Not for this baby. Consider the possibility that there are things you don’t know, Doc.

I consider that every day.

I’ll tell you one thing you may not know: The genome of every human cell has memory. You know what that means? As evolved beings we have in our genes memories of the far past, of long-ago generations, memories of experiences not our own. This is not pie-in-the-sky stuff, a neuroscientist will tell you the same thing. And all we need is the right code to extract what the cell knows, what it remembers.

Sounds poetic.

I’m talking science here, I’m telling you my computer to end all computers that sucks up the mental and physical activities of every living thing — I mean, let’s throw in the animals too — necessarily then can go back in time and move into the past as readily as it moves along with the present. Do you give me that?

OK, Andrew.

So what that means, what that means …

Yes?

… that at least on the microgenetic level couldn’t there be the possibility of recomposing a whole person from these bits and pieces and genomic memories of lives past?

You don’t mean cloning.

No, dammit, I don’t mean cloning. We’re talking about how this computer could crack the code of every cell of every human brain and reconstitute the dead from their experiences. Isn’t that something like reincarnation? Maybe it wouldn’t be perfect, you couldn’t always see her, maybe if you reached out she would be just a shade of herself, but she would be a presence, and the love would be there.

Who are we speaking of now?

What possessed me to tell Briony all this? If this computer could come up with the code to read the makeup of our cells, in birth, in death, in the ashes of our cremation, in the rot of our coffins, and of course it could because of what it was, then we could recover our lost babies, our lost lovers, our lost selves, bring them back from the dead, reunite in a kind of heaven on earth. Do you see that?
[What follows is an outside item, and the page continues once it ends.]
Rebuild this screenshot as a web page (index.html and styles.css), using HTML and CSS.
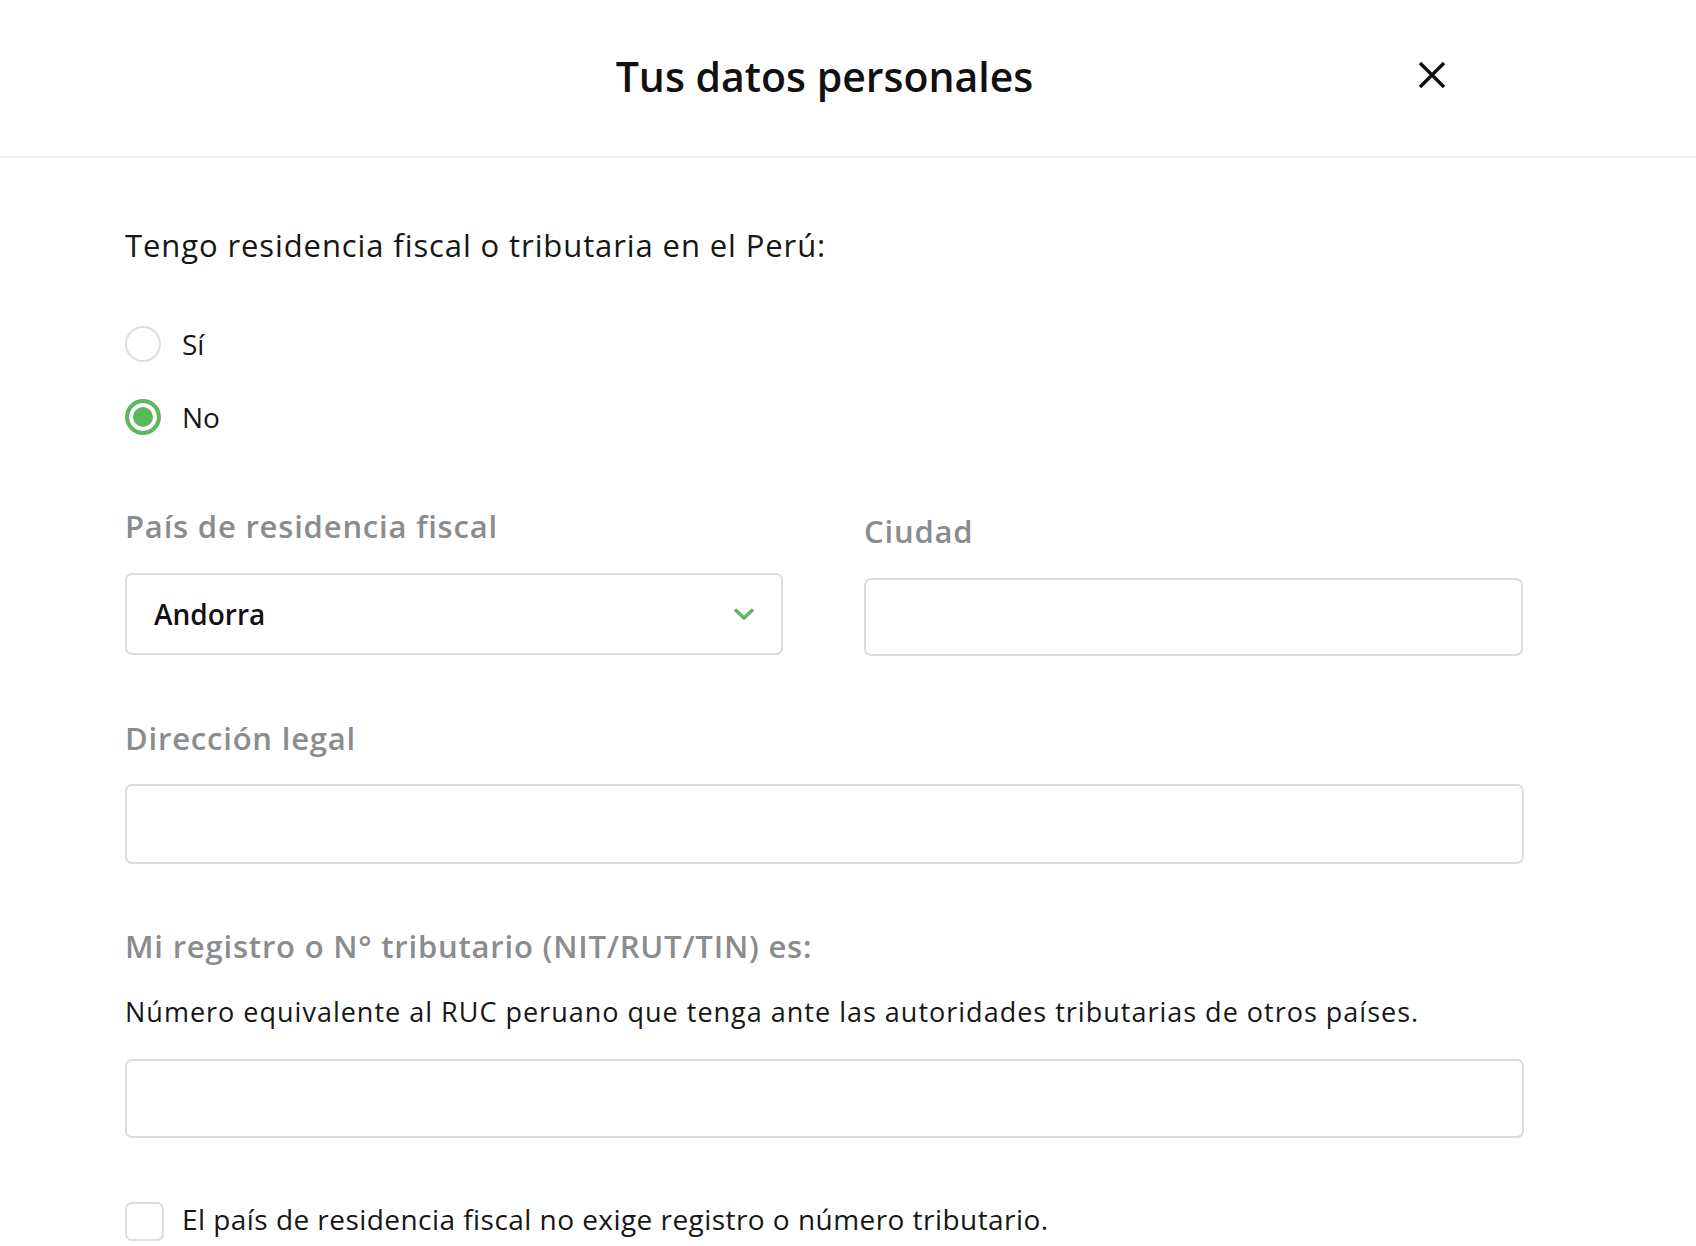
FILE: index.html
```html
<!DOCTYPE html>
<html lang="es">
<head>
<meta charset="utf-8">
<title>Tus datos personales</title>
<link rel="stylesheet" href="styles.css">
</head>
<body>
<div class="modal">
  <header class="modal-header">
    <div class="spacer"></div>
    <h1 class="modal-title">Tus datos personales</h1>
    <button class="close-btn" type="button" aria-label="Cerrar">
      <svg width="28" height="28" viewBox="0 0 28 28"><path d="M2 2 L26 26 M26 2 L2 26" stroke="#111" stroke-width="3.4" fill="none"/></svg>
    </button>
  </header>
  <form class="modal-body">
    <p class="question">Tengo residencia fiscal o tributaria en el Perú:</p>
    <div class="radio-group">
      <label class="radio-row"><span class="radio"></span><span class="option-text">Sí</span></label>
      <label class="radio-row"><span class="radio checked"></span><span class="option-text">No</span></label>
    </div>
    <div class="two-cols">
      <div class="field">
        <div class="field-label">País de residencia fiscal</div>
        <div class="select-box">
          <span class="select-value">Andorra</span>
          <svg class="chevron" width="22" height="14" viewBox="0 0 22 14"><path d="M2 2.5 L11 11 L20 2.5" stroke="#5cb85c" stroke-width="3.4" fill="none"/></svg>
        </div>
      </div>
      <div class="field field-city">
        <div class="field-label">Ciudad</div>
        <div class="text-input short"></div>
      </div>
    </div>
    <div class="field field-block">
      <div class="field-label">Dirección legal</div>
      <div class="text-input"></div>
    </div>
    <div class="field field-block">
      <div class="field-label">Mi registro o N° tributario (NIT/RUT/TIN) es:</div>
      <p class="help">Número equivalente al RUC peruano que tenga ante las autoridades tributarias de otros países.</p>
      <div class="text-input mid"></div>
    </div>
    <label class="check-row"><span class="checkbox"></span><span class="option-text">El país de residencia fiscal no exige registro o número tributario.</span></label>
  </form>
</div>
</body>
</html>
```
FILE: styles.css
```css
html, body {
  margin: 0;
  padding: 0;
  background: #ffffff;
  overflow: hidden;
}
body {
  font-family: "Open Sans", "Noto Sans", "Liberation Sans", sans-serif;
  color: #161616;
}
.modal {
  width: 100%;
}
.modal-header {
  height: 156px;
  border-bottom: 2px solid #efefef;
  display: grid;
  grid-template-columns: 1fr auto 1fr;
  align-items: center;
  padding: 0 172px 0 125px;
}
.modal-title {
  margin: 0;
  font-size: 41px;
  line-height: 50px;
  font-weight: 600;
  color: #111;
  padding-bottom: 4px;
}
.close-btn {
  justify-self: end;
  margin-right: 78px;
  margin-bottom: 6px;
  background: none;
  border: 0;
  padding: 0;
  width: 28px;
  height: 28px;
  display: flex;
}
.modal-body {
  padding: 69px 172px 0 125px;
  display: block;
}
.question {
  margin: 0;
  font-size: 31px;
  line-height: 36px;
  font-weight: 400;
  letter-spacing: 0.9px;
}
.radio-group {
  margin-top: 63px;
  display: flex;
  flex-direction: column;
  gap: 37px;
}
.radio-row, .check-row {
  display: flex;
  align-items: center;
  gap: 21px;
  height: 36px;
}
.radio {
  width: 36px;
  height: 36px;
  box-sizing: border-box;
  border-radius: 50%;
  border: 2px solid #dedede;
  flex: none;
}
.radio.checked {
  border: 4px solid #5cb85c;
  background: #5cb85c;
  box-shadow: inset 0 0 0 4px #ffffff;
}
.option-text {
  font-size: 28px;
  line-height: 34px;
}
.two-cols {
  margin-top: 73px;
  display: grid;
  grid-template-columns: 658px 659px;
  column-gap: 81px;
}
.field-label {
  font-size: 31px;
  line-height: 36px;
  font-weight: 600;
  color: #8a8c8e;
  letter-spacing: 0.8px;
}
.field-city {
  padding-top: 5px;
}
.select-box {
  margin-top: 29px;
  height: 82px;
  box-sizing: border-box;
  border: 2px solid #dcdcdc;
  border-radius: 7px;
  display: flex;
  align-items: center;
  justify-content: space-between;
  padding: 0 26px 0 27px;
}
.select-value {
  font-size: 28px;
  font-weight: 600;
  color: #111;
}
.text-input {
  margin-top: 28px;
  height: 80px;
  box-sizing: border-box;
  border: 2px solid #dcdcdc;
  border-radius: 7px;
}
.text-input.short {
  margin-top: 29px;
  height: 78px;
}
.text-input.mid {
  margin-top: 31px;
  height: 79px;
}
.field-block {
  margin-top: 64px;
}
.help {
  margin: 32px 0 0;
  font-size: 27px;
  line-height: 32px;
  color: #161616;
  letter-spacing: 1px;
}
.check-row {
  margin-top: 64px;
  height: 39px;
  gap: 18px;
}
.checkbox {
  width: 39px;
  height: 39px;
  box-sizing: border-box;
  border: 2px solid #dedede;
  border-radius: 7px;
  flex: none;
}
.check-row .option-text {
  font-size: 28px;
  letter-spacing: 0.45px;
  padding-bottom: 5px;
}
```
Well, maybe on a speculative level …

But if you accept the premise the logic is sound, will you give me that?

I give you that.

But you still don’t know what this computer is, do you? Oh, Doc, if there was such a computer, it could do anything, finally. I mean, call it by its rightful name. And I could have my baby with Martha brought back. And I could have my Briony, and we would bring our baby home and we would be a family.